Among the many evidences of profound sagacity which Washington, the greatest man that ever lived, gave to the world, was his thorough and abiding distrust of the British Government. It may have suited the policy of those demagogues who assailed his Administration to represent him as a sympathizer with British institutions and ideas, but there never was a more groundless calumny.
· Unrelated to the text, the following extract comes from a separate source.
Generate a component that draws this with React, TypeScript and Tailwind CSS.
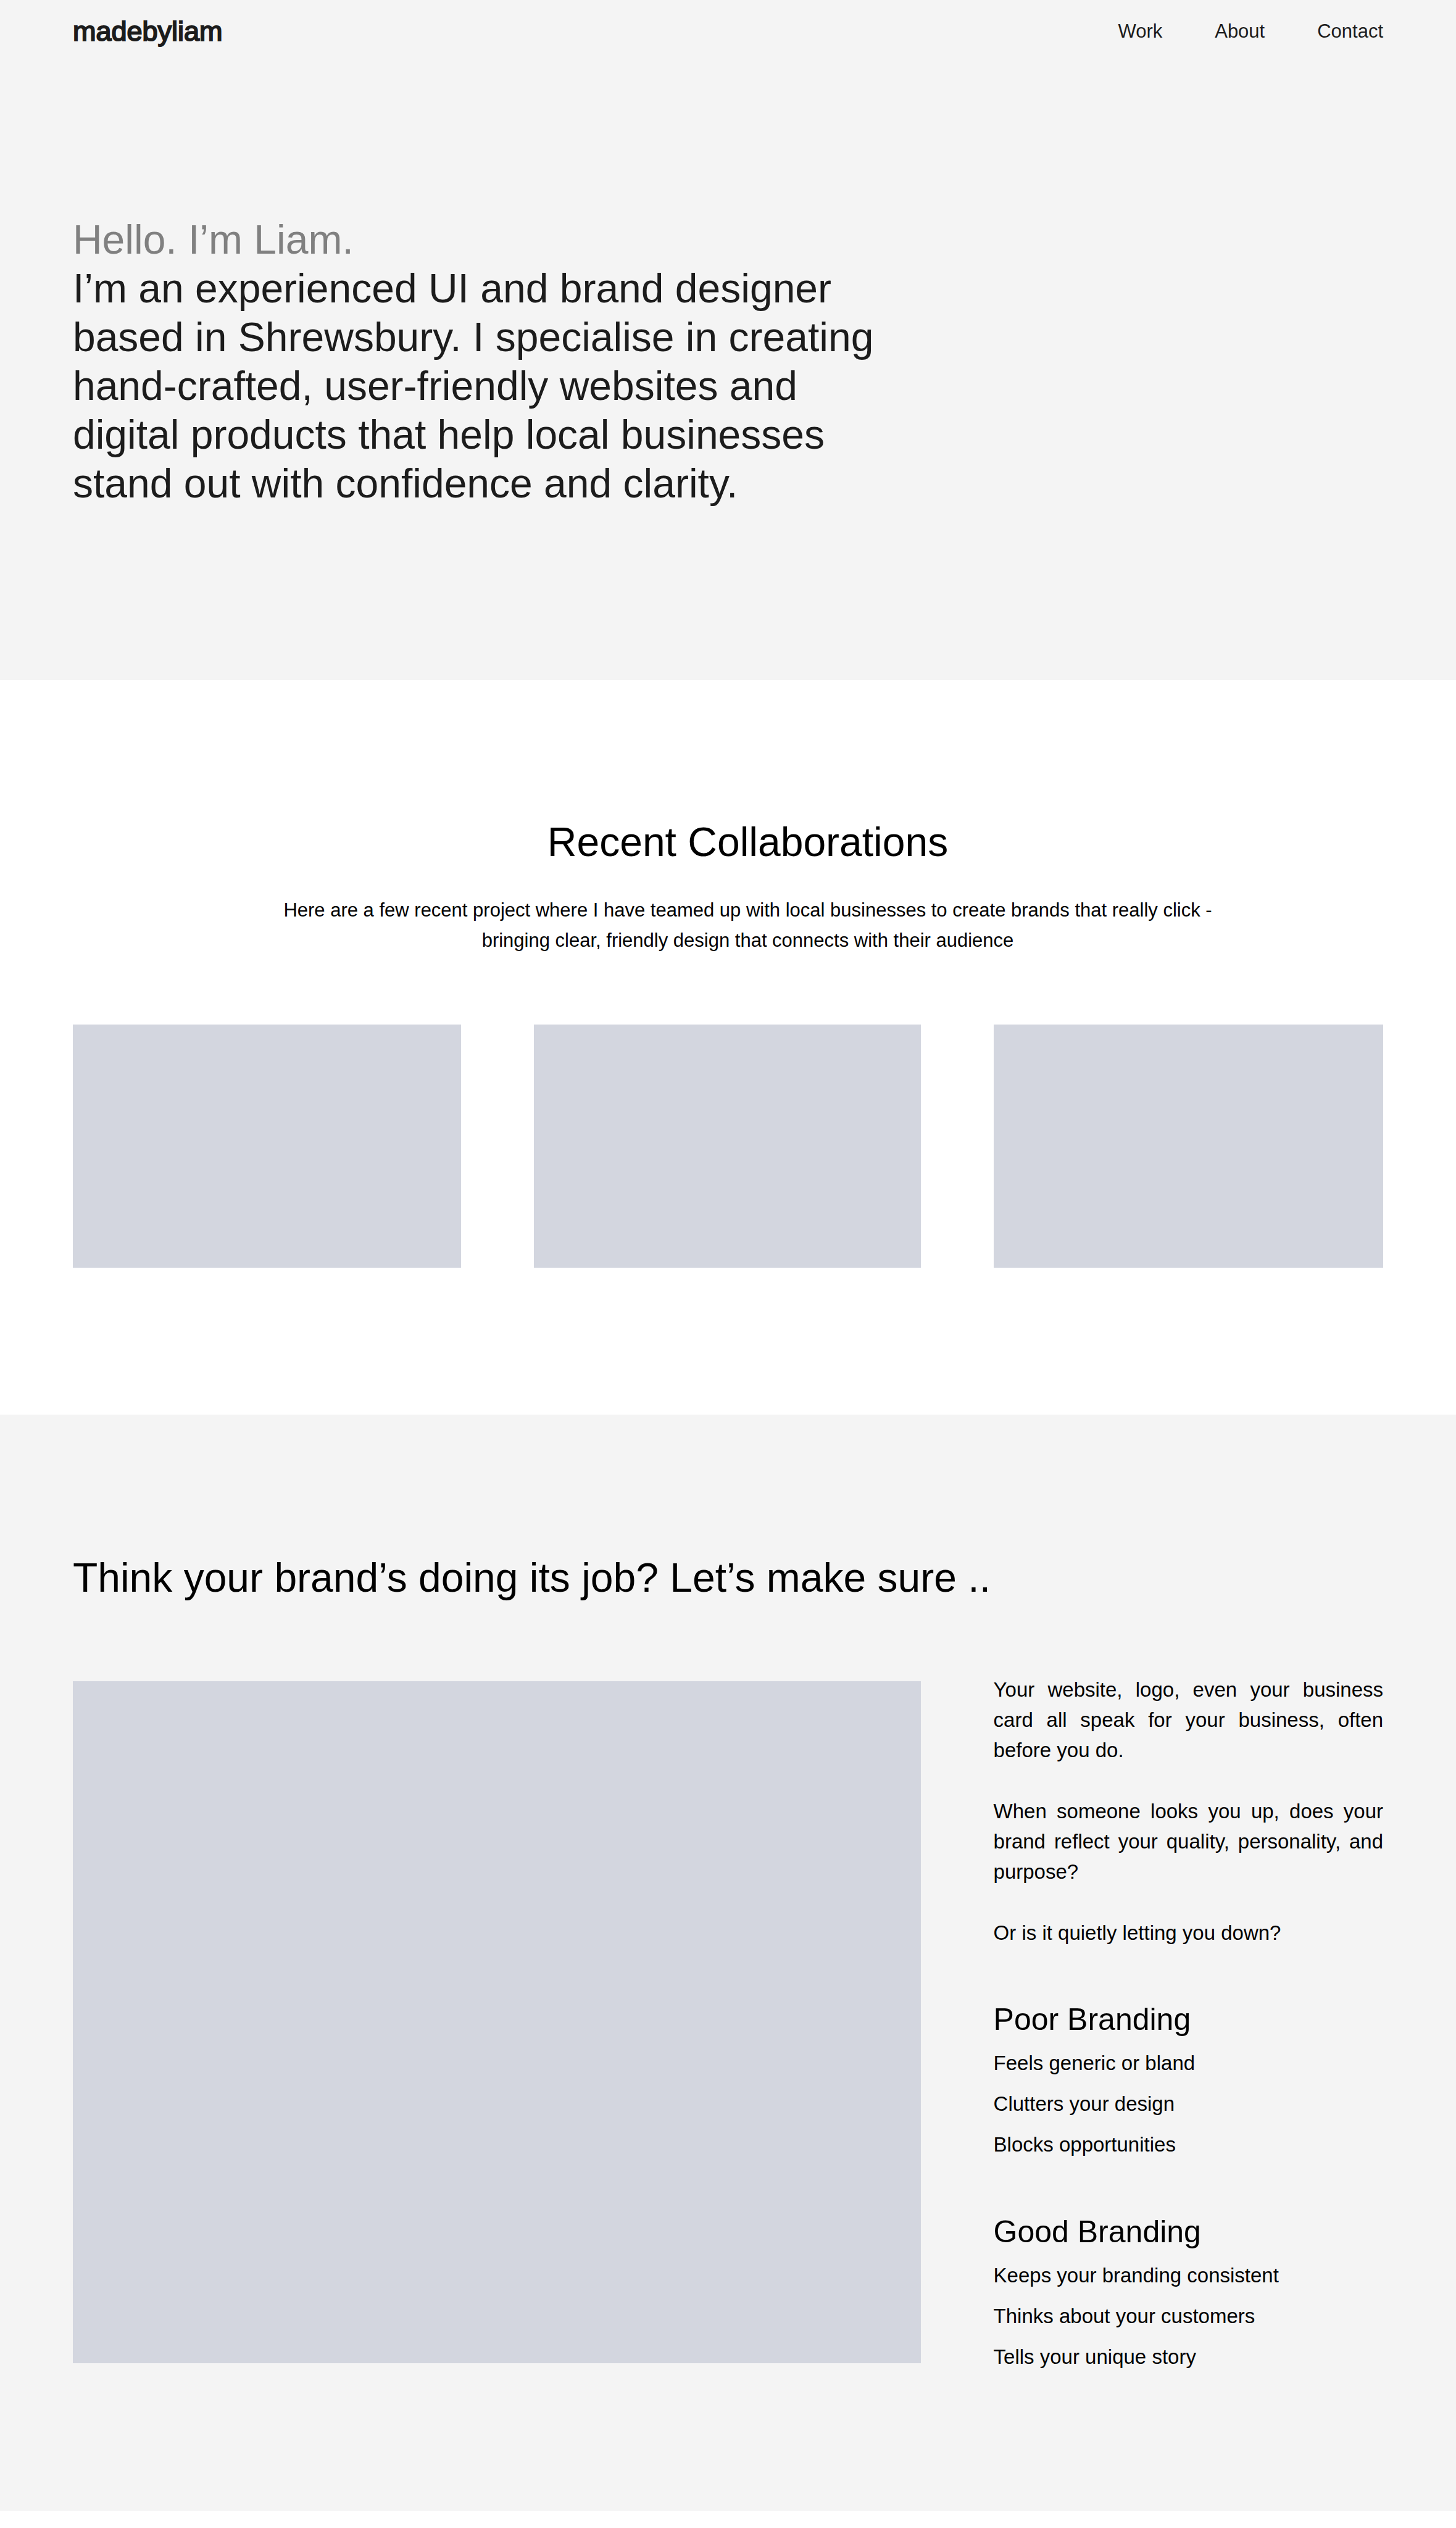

If he reprobated the aggressions of France upon other States, and was ready to draw his sword in defence of his own country against similar wrongs, no one was more sensible of the debt of gratitude which America owed to France for her powerful aid in the Revolution, and not Jefferson himself was less influenced by English prepossessions.--Lord Brougham, in his eloquent eulogium of the character of Washington, says:

‘ "Towards England, whom he had only known as a tyrant, he never, even in the worst times of French turbulence at home, and injury to foreign States, would unbend from the attitude of distrust and defiance into which the conduct of her sovereign and his Parliament, not unsupported by her people, had forced him, and in which the war had left him.--Nor was there ever, among all the complacent self-delusions with which the fond ancients of national vanity are apt to intoxicate us, one more utterly fantastical than the notion wherewith the politicians of George III.'s school were wont to flatter themselves and beguile their followers, that simply because the Great American would not yield either to the bravadoes of the Republican envoy, or to the fierce democracy of Jefferson, he had, therefore, become weary of republics, and a friend to monarchy and to England. In truth, his devotion to liberty, and his intimate persuasion that it can only be enjoyed under the Republican scheme, constantly gained strength to the end of his truly glorious life; and his steady resolution to hold the balance even between contending extremes at home, as well as to repel any advance from abroad incompatible with perfect independence, was not more dictated by the natural justice of his disposition, and the habitual sobriety of his views, than it sprang from a profound conviction that a commonwealth is most effectually served by the commanding prudence which checks all excesses and guarantees it against the peril that chiefly besets popular governments."

’ The insidious and malevolent policy by which England finally succeeded in the disruption of the American Union, and the "steadfast neutrality" by which she has helped each party to injure the other in this war, demonstrate the profound discernment, and justify the ineradicable antipathies of Washington.